### [Exercise]
Write out the material exactly, without any of its pictures.

### [Given material]
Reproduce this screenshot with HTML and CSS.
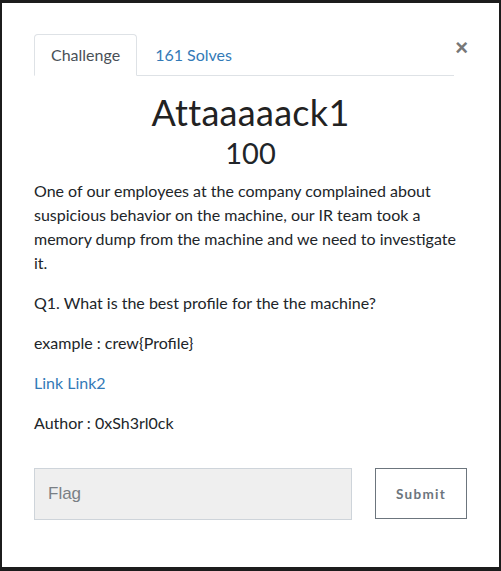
FILE: index.html
```html
<!DOCTYPE html>
<html>
<head>
<meta charset="utf-8">
<link rel="stylesheet" href="styles.css">
</head>
<body>
<div class="modal">
  <div class="header">
    <ul class="tabs">
      <li class="tab active">Challenge</li>
      <li class="tab link">161 Solves</li>
    </ul>
    <span class="close">&times;</span>
  </div>
  <h2 class="title">Attaaaaack1</h2>
  <h3 class="value">100</h3>
  <div class="desc">
    <p>One of our employees at the company complained about suspicious behavior on the machine, our IR team took a memory dump from the machine and we need to investigate it.</p>
    <p>Q1. What is the best profile for the the machine?</p>
    <p>example : crew{Profile}</p>
    <p><a class="lnk">Link</a> <a class="lnk">Link2</a></p>
    <p>Author : 0xSh3rl0ck</p>
  </div>
  <div class="form">
    <div class="input">Flag</div>
    <div class="btn">Submit</div>
  </div>
</div>
</body>
</html>
```
FILE: styles.css
```css
html, body { margin: 0; padding: 0; }
body {
  background: #1c1c1c;
  width: 501px;
  height: 571px;
  overflow: hidden;
  font-family: Lato, "Noto Sans", sans-serif;
  color: #212529;
}
.modal {
  margin: 3px 2px 0 2px;
  width: 497px;
  height: 564px;
  background: #fff;
  box-sizing: border-box;
  padding: 31px 32px 0 32px;
}
.header {
  display: flex;
  align-items: flex-start;
}
.tabs {
  list-style: none;
  margin: 0;
  padding: 0;
  display: flex;
  width: 420px;
  border-bottom: 1px solid #dee2e6;
}
.tab {
  font-size: 16px;
  line-height: 24px;
  padding: 8px 16px;
  margin-bottom: -1px;
  border: 1px solid transparent;
  border-radius: 4px 4px 0 0;
}
.tab.active {
  border-color: #dee2e6 #dee2e6 #fff;
  color: #495057;
  background: #fff;
}
.tab.link { color: #337ab7; padding-left: 17px; }
.close {
  margin-left: auto;
  font-family: "Liberation Sans", Arial, sans-serif;
  font-weight: bold;
  font-size: 22px;
  line-height: 22px;
  color: #777;
  margin-top: 3px;
  margin-right: -1px;
}
.title {
  margin: 15px 0 0 0;
  text-align: center;
  font-weight: 400;
  font-size: 36px;
  line-height: 43px;
  letter-spacing: 0.3px;
  color: #222;
}
.value {
  margin: 2px 0 0 0;
  text-align: center;
  font-weight: 400;
  font-size: 29px;
  line-height: 34px;
}
.desc {
  margin-top: 9px;
  font-size: 16px;
  line-height: 24px;
}
.desc p { margin: 0 0 16px 0; }
.lnk { color: #337ab7; }
.form {
  margin-top: 33px;
  display: flex;
  justify-content: space-between;
}
.input {
  box-sizing: border-box;
  width: 318px;
  height: 52px;
  background: #efefef;
  border: 1px solid #ced4da;
  font-family: "Liberation Sans", Arial, sans-serif;
  font-size: 17px;
  color: #7a7f85;
  padding: 14px 13px;
  line-height: 22px;
}
.btn {
  box-sizing: border-box;
  width: 92px;
  height: 51px;
  border: 1px solid #6c757d;
  color: #6c757d;
  font-weight: bold;
  font-size: 13.5px;
  letter-spacing: 1.3px;
  display: flex;
  align-items: center;
  justify-content: center;
}
```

### [Full answer]
Reproduce this screenshot with HTML and CSS.
FILE: index.html
```html
<!DOCTYPE html>
<html>
<head>
<meta charset="utf-8">
<link rel="stylesheet" href="styles.css">
</head>
<body>
<div class="modal">
  <div class="header">
    <ul class="tabs">
      <li class="tab active">Challenge</li>
      <li class="tab link">161 Solves</li>
    </ul>
    <span class="close">&times;</span>
  </div>
  <h2 class="title">Attaaaaack1</h2>
  <h3 class="value">100</h3>
  <div class="desc">
    <p>One of our employees at the company complained about suspicious behavior on the machine, our IR team took a memory dump from the machine and we need to investigate it.</p>
    <p>Q1. What is the best profile for the the machine?</p>
    <p>example : crew{Profile}</p>
    <p><a class="lnk">Link</a> <a class="lnk">Link2</a></p>
    <p>Author : 0xSh3rl0ck</p>
  </div>
  <div class="form">
    <div class="input">Flag</div>
    <div class="btn">Submit</div>
  </div>
</div>
</body>
</html>
```
FILE: styles.css
```css
html, body { margin: 0; padding: 0; }
body {
  background: #1c1c1c;
  width: 501px;
  height: 571px;
  overflow: hidden;
  font-family: Lato, "Noto Sans", sans-serif;
  color: #212529;
}
.modal {
  margin: 3px 2px 0 2px;
  width: 497px;
  height: 564px;
  background: #fff;
  box-sizing: border-box;
  padding: 31px 32px 0 32px;
}
.header {
  display: flex;
  align-items: flex-start;
}
.tabs {
  list-style: none;
  margin: 0;
  padding: 0;
  display: flex;
  width: 420px;
  border-bottom: 1px solid #dee2e6;
}
.tab {
  font-size: 16px;
  line-height: 24px;
  padding: 8px 16px;
  margin-bottom: -1px;
  border: 1px solid transparent;
  border-radius: 4px 4px 0 0;
}
.tab.active {
  border-color: #dee2e6 #dee2e6 #fff;
  color: #495057;
  background: #fff;
}
.tab.link { color: #337ab7; padding-left: 17px; }
.close {
  margin-left: auto;
  font-family: "Liberation Sans", Arial, sans-serif;
  font-weight: bold;
  font-size: 22px;
  line-height: 22px;
  color: #777;
  margin-top: 3px;
  margin-right: -1px;
}
.title {
  margin: 15px 0 0 0;
  text-align: center;
  font-weight: 400;
  font-size: 36px;
  line-height: 43px;
  letter-spacing: 0.3px;
  color: #222;
}
.value {
  margin: 2px 0 0 0;
  text-align: center;
  font-weight: 400;
  font-size: 29px;
  line-height: 34px;
}
.desc {
  margin-top: 9px;
  font-size: 16px;
  line-height: 24px;
}
.desc p { margin: 0 0 16px 0; }
.lnk { color: #337ab7; }
.form {
  margin-top: 33px;
  display: flex;
  justify-content: space-between;
}
.input {
  box-sizing: border-box;
  width: 318px;
  height: 52px;
  background: #efefef;
  border: 1px solid #ced4da;
  font-family: "Liberation Sans", Arial, sans-serif;
  font-size: 17px;
  color: #7a7f85;
  padding: 14px 13px;
  line-height: 22px;
}
.btn {
  box-sizing: border-box;
  width: 92px;
  height: 51px;
  border: 1px solid #6c757d;
  color: #6c757d;
  font-weight: bold;
  font-size: 13.5px;
  letter-spacing: 1.3px;
  display: flex;
  align-items: center;
  justify-content: center;
}
```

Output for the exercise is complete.